> What you have to do:
Note how many lines hold the string "styles" and give that number without any other words.

> Dataset content:
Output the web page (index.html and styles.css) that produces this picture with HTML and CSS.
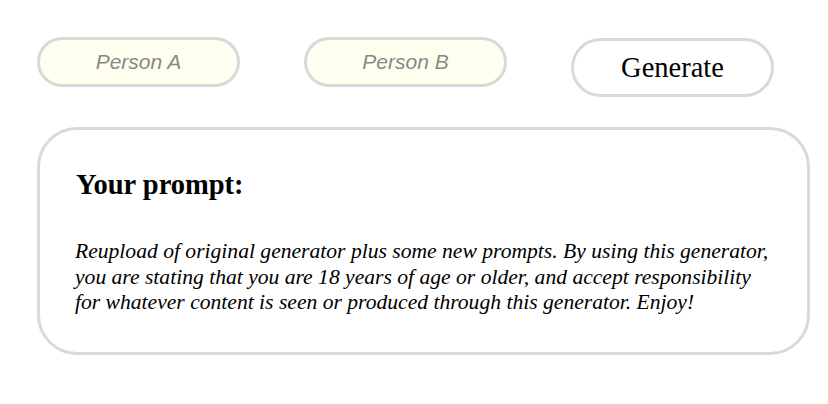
FILE: index.html
```html
<!DOCTYPE html>
<html>
<head>
<meta charset="utf-8">
<link rel="stylesheet" href="styles.css">
</head>
<body>
<div class="page">
  <div class="controls">
    <input class="field" type="text" placeholder="Person A">
    <input class="field" type="text" placeholder="Person B">
    <button class="generate">Generate</button>
  </div>
  <div class="card">
    <h2 class="title">Your prompt:</h2>
    <p class="prompt">Reupload of original generator plus some new prompts. By using this generator, you are stating that you are 18 years of age or older, and accept responsibility for whatever content is seen or produced through this generator. Enjoy!</p>
  </div>
</div>
</body>
</html>
```
FILE: styles.css
```css
html, body {
  margin: 0;
  padding: 0;
  background: #fff;
}
.page {
  padding: 37px 18px 0 37px;
  font-family: "Liberation Serif", serif;
}
.controls {
  display: flex;
  align-items: flex-start;
  gap: 64px;
}
.field {
  box-sizing: border-box;
  width: 203px;
  height: 50px;
  border: 3px solid #d9d9d9;
  border-radius: 25px;
  background: #fffff0;
  font-family: "Liberation Sans", sans-serif;
  font-size: 21px;
  font-style: italic;
  text-align: center;
  padding: 0 10px 1px;
  margin: 0;
  outline: none;
}
.field::placeholder {
  color: #888888;
}
.generate {
  box-sizing: border-box;
  width: 203px;
  height: 59px;
  margin-top: 1px;
  border: 3px solid #d9d9d9;
  border-radius: 30px;
  background: #fff;
  font-family: "Liberation Serif", serif;
  font-size: 28.5px;
  color: #000;
  padding: 0;
}
.card {
  box-sizing: border-box;
  width: 773px;
  height: 228px;
  margin-top: 30px;
  border: 3px solid #d9d9d9;
  border-radius: 40px;
  padding: 39px 32px 0 35px;
}
.title {
  margin: 0 0 0 1px;
  font-size: 28.5px;
  font-weight: bold;
  line-height: normal;
}
.prompt {
  margin: 38px 0 0;
  font-size: 21.6px;
  font-style: italic;
  line-height: 25.5px;
}
```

> Answer to the problem:
3